Somali Ambassador to Kenya, Gamal Hassan, also affirmed this by explaining that the Kenyan politician’s visit to Hargeisa, Somaliland’s capital, in July had outraged the Mogadishu government.

Lifting the ban  

Just a few days after its surprise decision, Somalia lifted the ban following a meeting between President Mahmoud and his Kenyan counterpart, Uhuru Kenyatta, on the sidelines of the leaders’ Summit of the Intergovernmental Authority on Development (IGAD) held for the first time in 30 years in Mogadishu.

This came after the IGAD Communiqué “reaffirmed its respect for the sovereignty, territorial integrity, political independence, and unity of Somalia.” This was a major concern for Somalia over the years and gives great relief to Somali people. The communiqué also “encouraged the voluntary return of all Somali,” while also underlining their commitment to “collectively address refugee situation in the region, as well as convene a special summit on durable solutions and effective reintegration of returnees in the country.”

Kenya also agreed to review the procedure of starting direct flights from Mogadishu to Nairobi without transiting a stopover in Wajir Airport in northeast Kenya, a measure Somalia viewed as underscoring Kenya’s attitude of considering flights from Somalia as a security risk. Another win for Somalia was Kenya’s promise to ease visa restrictions on Somali citizens and access of Somali banking, finance industry into Kenyan market and vice versa.
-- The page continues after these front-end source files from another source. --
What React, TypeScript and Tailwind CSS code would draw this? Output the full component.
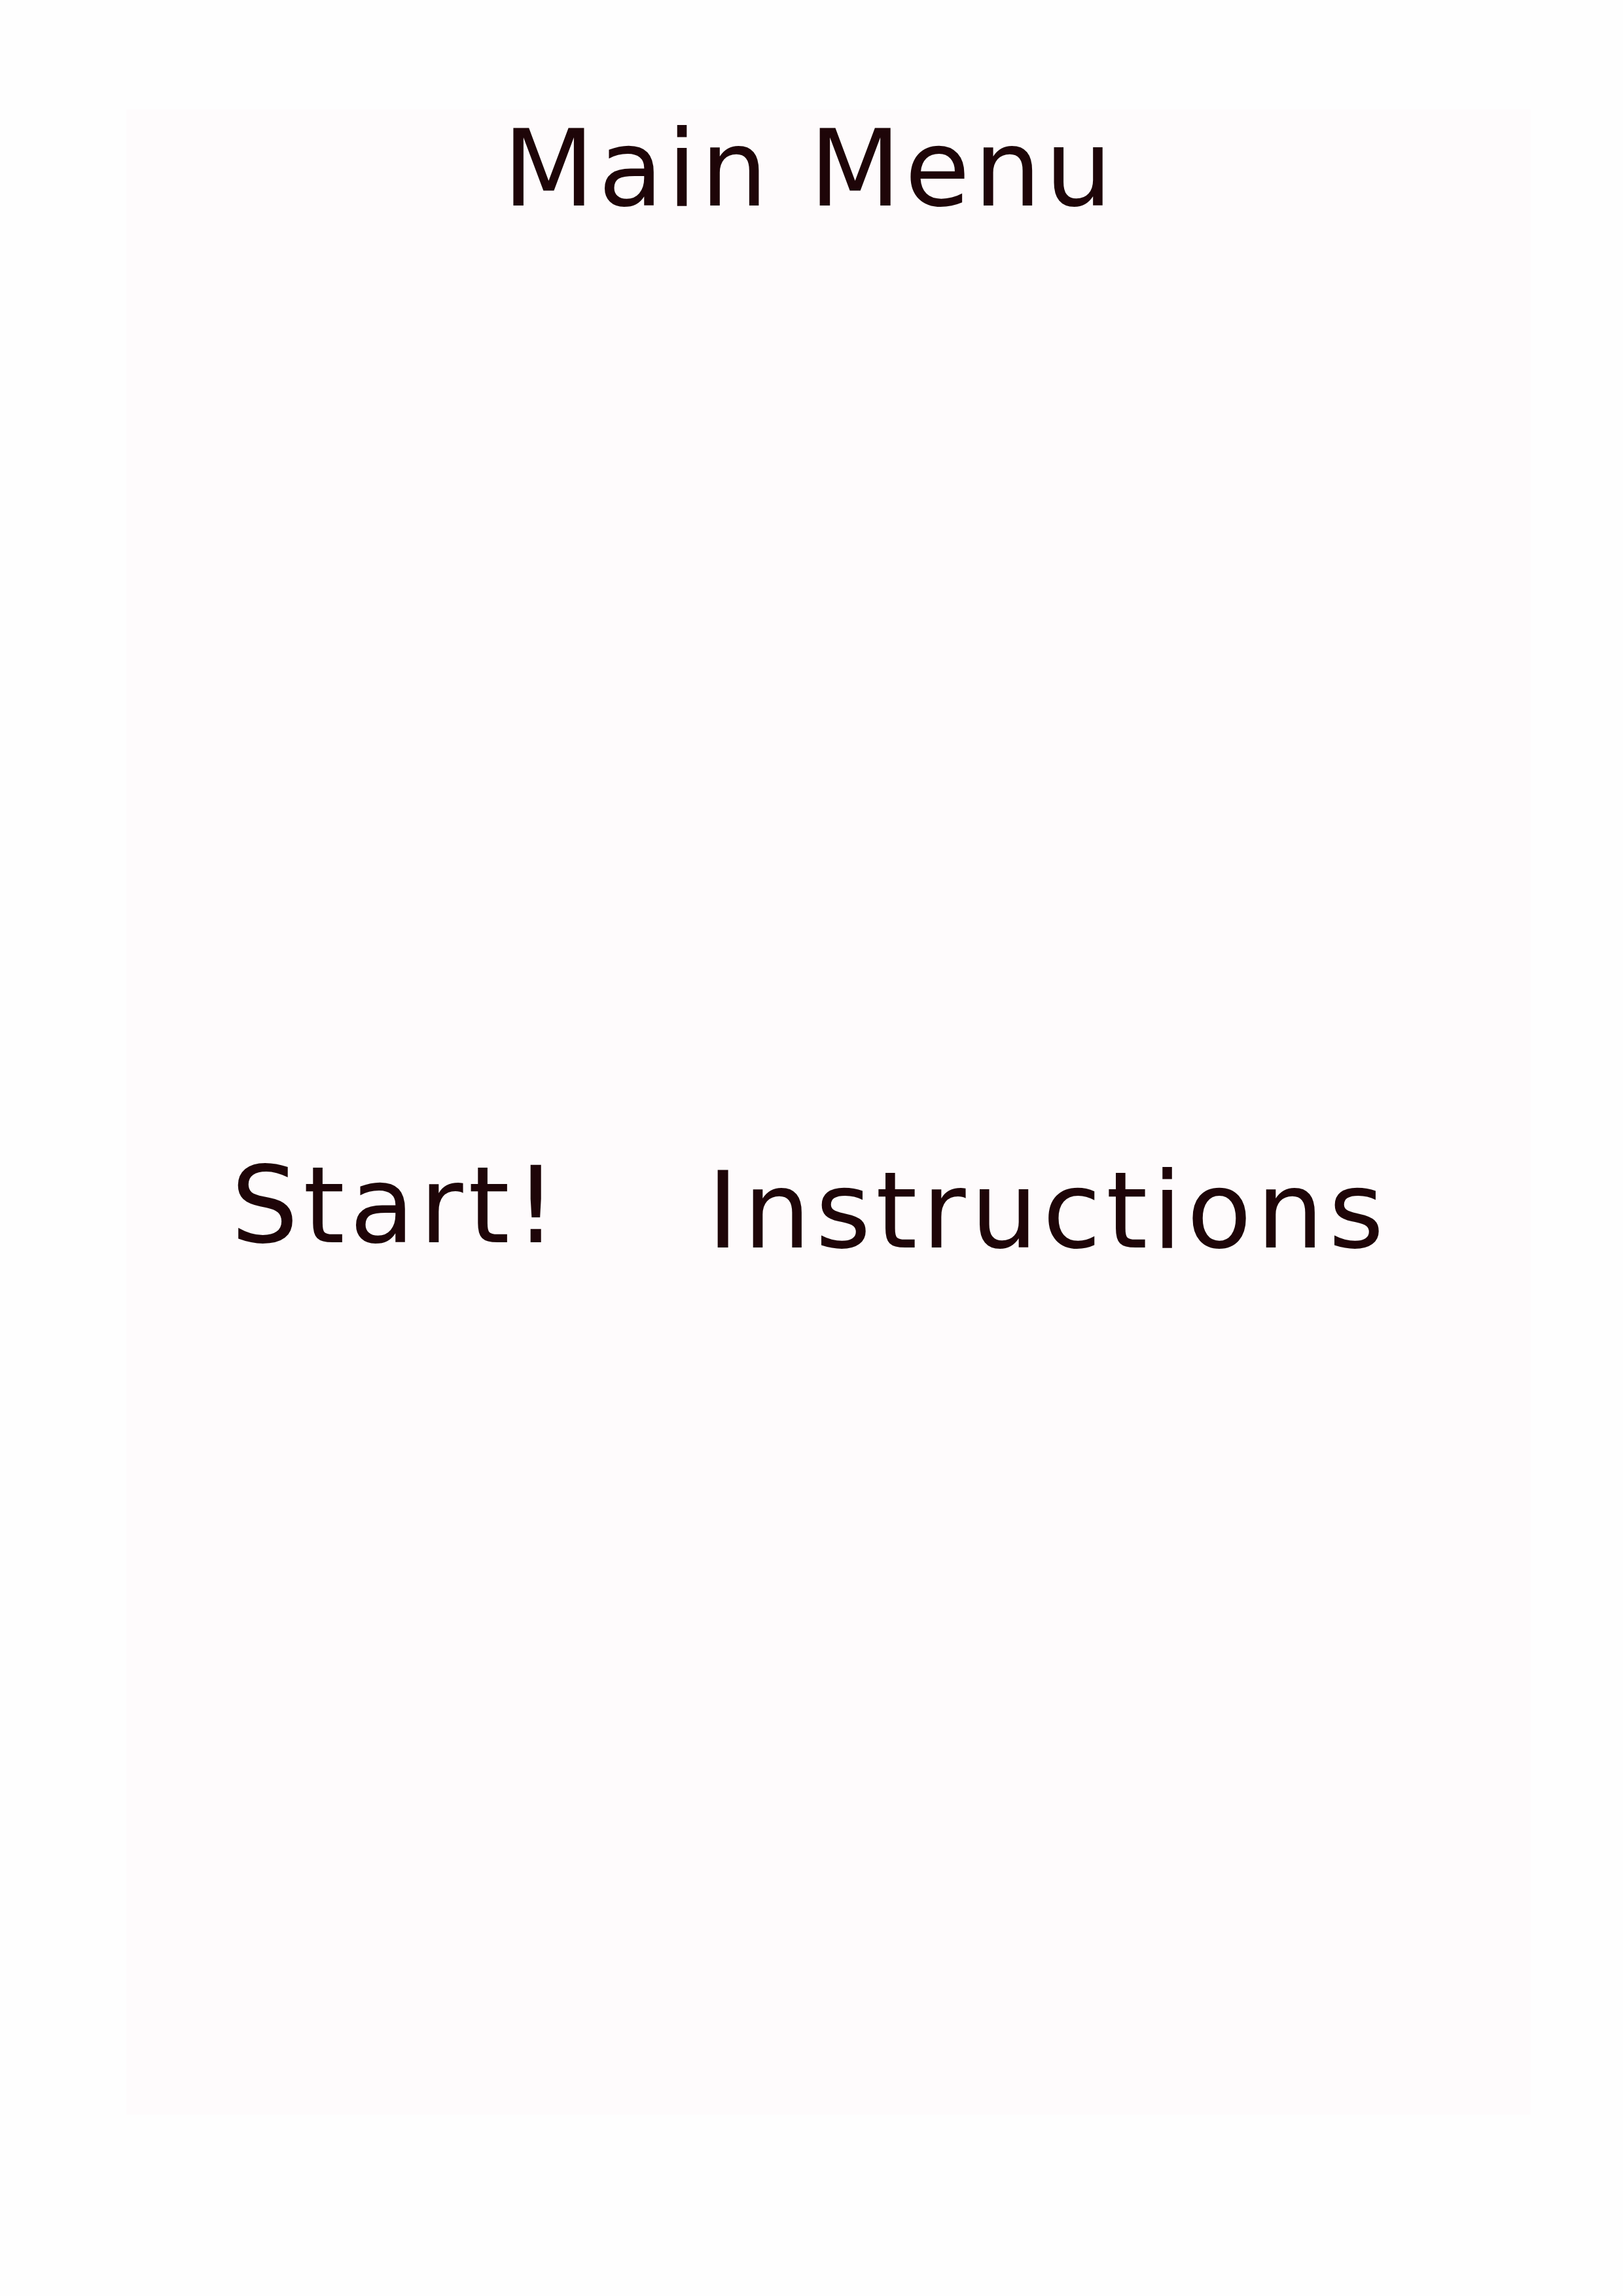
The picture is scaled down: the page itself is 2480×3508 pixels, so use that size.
export default function App() {
  return (
    <div className="min-h-[3508px] w-full bg-[#fefefe] pl-[193px] pt-[167px] font-['DejaVu_Sans',sans-serif] text-[#1e0508]">
      {/* menu panel */}
      <div className="flex h-[3064px] w-[2146px] flex-col bg-[#fefbfc]">
        <h1 className="-mt-[3px] pr-[58px] text-center text-[162px] font-normal leading-[188px] tracking-[6px]">
          Main Menu
        </h1>

        <div className="mt-[1396px] flex items-start gap-[222px] pl-[160px]">
          <button className="text-[162px] leading-[188px] tracking-[7.5px]">Start!</button>
          <button className="mt-[8px] text-[162px] leading-[188px] tracking-[7.5px]">Instructions</button>
        </div>
      </div>
    </div>
  );
}
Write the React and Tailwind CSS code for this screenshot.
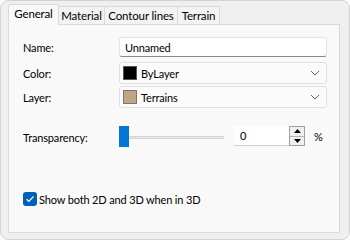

Although Kenya seems to have secured back its lucrative business that replaced coffee production as a major cash earner, the ban proved that Somalia can use its huge trade deficit with Kenya as a bargaining chip only as far as the Somali people remain in Mirqaan (blissed out) the leaves they call “Qoot Al Awliya” or Food for the Pious, and which they assume has the power of : “enlivening the imagination, clearing the ideas, cheering the heart, diminishing sleep, and taking the place of food,” according to Richard Burton.